6. Controlled Bond Failure
To mitigate the risks associated with unbonded tendons, a controlled bond failure approach can be used. In this technique, the bond between the concrete and FRP reinforcement is designed to allow for a transition from bonded to unbonded tendons at a predefined stress level.
This controlled bond failure prevents the sudden rupture of the tendons by ensuring that they only become unbonded once a certain threshold is reached. This method provides a controlled release of stress, allowing the beam to deform progressively without experiencing sudden, catastrophic failure. The transition from bonded to unbonded behavior can be carefully engineered to prevent excessive energy release or structural damage.
7. Optimizing Sectional Ductility Through Proper Reinforcement
Finally, optimizing the reinforcement layout and the cross-sectional design of the beam is crucial for enhancing ductility. The goal is to ensure that the reinforcement and concrete can fully utilize their strain capacities. By designing the section with a low neutral axis at ultimate capacity, engineers can increase the strain in the concrete and reinforcement, which results in improved ductility.

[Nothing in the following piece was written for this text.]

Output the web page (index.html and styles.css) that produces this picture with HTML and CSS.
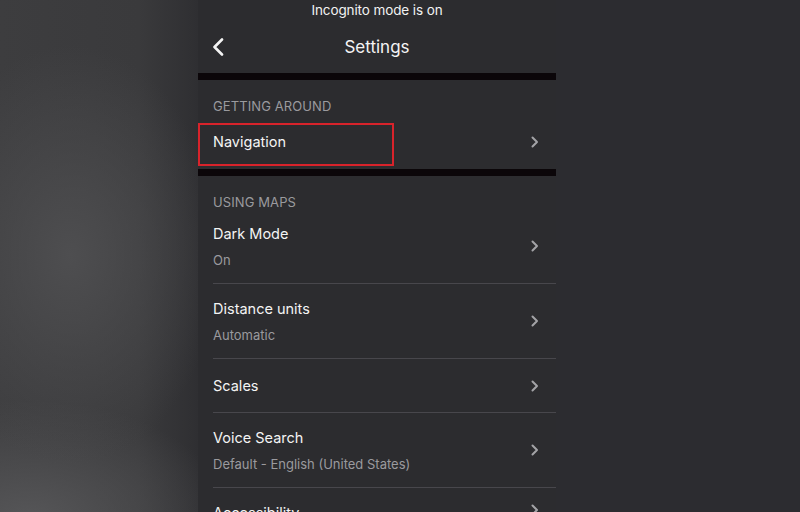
FILE: index.html
```html
<!DOCTYPE html>
<html lang="en">
<head>
<meta charset="utf-8">
<title>Settings</title>
<link rel="stylesheet" href="styles.css">
</head>
<body>
<div class="stage">
  <div class="side side-left"></div>
  <div class="phone">
    <div class="status">Incognito mode is on</div>
    <div class="header">
      <svg class="back" width="12" height="18" viewBox="0 0 12 18"><path d="M10 1.5 L2.5 9 L10 16.5" fill="none" stroke="#f4f4f4" stroke-width="2.6" stroke-linecap="round" stroke-linejoin="round"/></svg>
      <div class="title">Settings</div>
    </div>
    <div class="bar"></div>
    <div class="section">GETTING AROUND</div>
    <div class="row row-nav">
      <div class="texts"><div class="label">Navigation</div></div>
      <svg class="chev" width="8" height="12" viewBox="0 0 8 12"><path d="M1.5 1.5 L6 6 L1.5 10.5" fill="none" stroke="#a3a3a7" stroke-width="2" stroke-linecap="round" stroke-linejoin="round"/></svg>
      <div class="highlight"></div>
    </div>
    <div class="bar"></div>
    <div class="section">USING MAPS</div>
    <div class="row row-two">
      <div class="texts"><div class="label">Dark Mode</div><div class="sub">On</div></div>
      <svg class="chev" width="8" height="12" viewBox="0 0 8 12"><path d="M1.5 1.5 L6 6 L1.5 10.5" fill="none" stroke="#a3a3a7" stroke-width="2" stroke-linecap="round" stroke-linejoin="round"/></svg>
    </div>
    <div class="row row-two">
      <div class="texts"><div class="label">Distance units</div><div class="sub">Automatic</div></div>
      <svg class="chev" width="8" height="12" viewBox="0 0 8 12"><path d="M1.5 1.5 L6 6 L1.5 10.5" fill="none" stroke="#a3a3a7" stroke-width="2" stroke-linecap="round" stroke-linejoin="round"/></svg>
    </div>
    <div class="row row-one">
      <div class="texts"><div class="label">Scales</div></div>
      <svg class="chev" width="8" height="12" viewBox="0 0 8 12"><path d="M1.5 1.5 L6 6 L1.5 10.5" fill="none" stroke="#a3a3a7" stroke-width="2" stroke-linecap="round" stroke-linejoin="round"/></svg>
    </div>
    <div class="row row-two">
      <div class="texts"><div class="label">Voice Search</div><div class="sub">Default - English (United States)</div></div>
      <svg class="chev" width="8" height="12" viewBox="0 0 8 12"><path d="M1.5 1.5 L6 6 L1.5 10.5" fill="none" stroke="#a3a3a7" stroke-width="2" stroke-linecap="round" stroke-linejoin="round"/></svg>
    </div>
    <div class="row row-last">
      <div class="texts"><div class="label">Accessibility</div></div>
      <svg class="chev" width="8" height="12" viewBox="0 0 8 12"><path d="M1.5 1.5 L6 6 L1.5 10.5" fill="none" stroke="#a3a3a7" stroke-width="2" stroke-linecap="round" stroke-linejoin="round"/></svg>
    </div>
  </div>
  <div class="side side-right"></div>
</div>
</body>
</html>
```
FILE: styles.css
```css
* { box-sizing: border-box; }
html, body { margin: 0; padding: 0; }
body {
  width: 800px;
  height: 512px;
  overflow: hidden;
  background: #2c2c30;
  font-family: Inter, "Liberation Sans", sans-serif;
}
.stage {
  display: flex;
  width: 800px;
  height: 512px;
}
.side-left {
  width: 198px;
  flex: none;
  background:
    radial-gradient(ellipse 150px 210px at 70px 255px, rgba(78,78,80,1), rgba(78,78,80,0) 100%),
    radial-gradient(ellipse 200px 120px at 30px 520px, rgba(86,86,88,1), rgba(86,86,88,0) 100%),
    linear-gradient(90deg, #3d3d3f 0%, #3a3a3c 70%, #2f2f32 100%);
}
.side-right {
  flex: 1;
  background: #2c2c30;
}
.phone {
  width: 358px;
  flex: none;
  background: #2c2c2f;
  display: flex;
  flex-direction: column;
  overflow: hidden;
}
.phone > * { flex: none; }
.status {
  height: 22px;
  padding-top: 2px;
  text-align: center;
  color: #f2f2f2;
  font-size: 13.5px;
  line-height: 17px;
  letter-spacing: -0.1px;
}
.header {
  height: 51px;
  position: relative;
  display: flex;
  align-items: center;
  justify-content: center;
}
.back {
  position: absolute;
  left: 14px;
  top: 16px;
}
.title {
  color: #f4f4f4;
  font-size: 17px;
  padding-bottom: 2px;
}
.bar {
  height: 7px;
  background: #0b0609;
}
.section {
  height: 33px;
  padding: 18px 0 0 15px;
  color: #9a9a9e;
  font-size: 13px;
  line-height: 16px;
  letter-spacing: 0.1px;
}
.row {
  position: relative;
  display: flex;
  align-items: center;
  margin-left: 15px;
  padding-right: 17px;
  border-bottom: 1px solid #48474c;
}
.row-nav { height: 56px; border-bottom: none; padding-top: 2px; }
.row-two { height: 75px; }
.row-one { height: 54px; }
.row-last { height: 60px; align-items: flex-start; padding-top: 16px; }
.texts { flex: 1; }
.label {
  color: #f4f4f4;
  font-size: 14.5px;
  line-height: 18px;
}
.sub {
  color: #9a9a9e;
  font-size: 13px;
  line-height: 16px;
  margin-top: 9px;
}
.chev { flex: none; }
.highlight {
  position: absolute;
  left: -15px;
  top: 10px;
  width: 196px;
  height: 43px;
  border: 2.5px solid #d8232b;
}
```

Proper reinforcement proportioning ensures that the concrete reaches its full strain capacity, and the reinforcement can efficiently carry the tensile forces. Additionally, careful placement of reinforcement in critical zones of the beam can help distribute stresses more evenly, improving overall ductility and reducing the risk of sudden brittle failure.
Conclusion
Incorporating FRP bars into reinforced concrete beams provides many advantages, including corrosion resistance and high strength. However, the challenge of ensuring sufficient ductility must be addressed for these materials to be reliably used in structural applications. By applying a combination of techniques—such as confinement with fibers, spirals, prestressing, hybrid reinforcement, and optimizing the beam’s sectional design—engineers can significantly improve the ductility of FRP-reinforced concrete beams.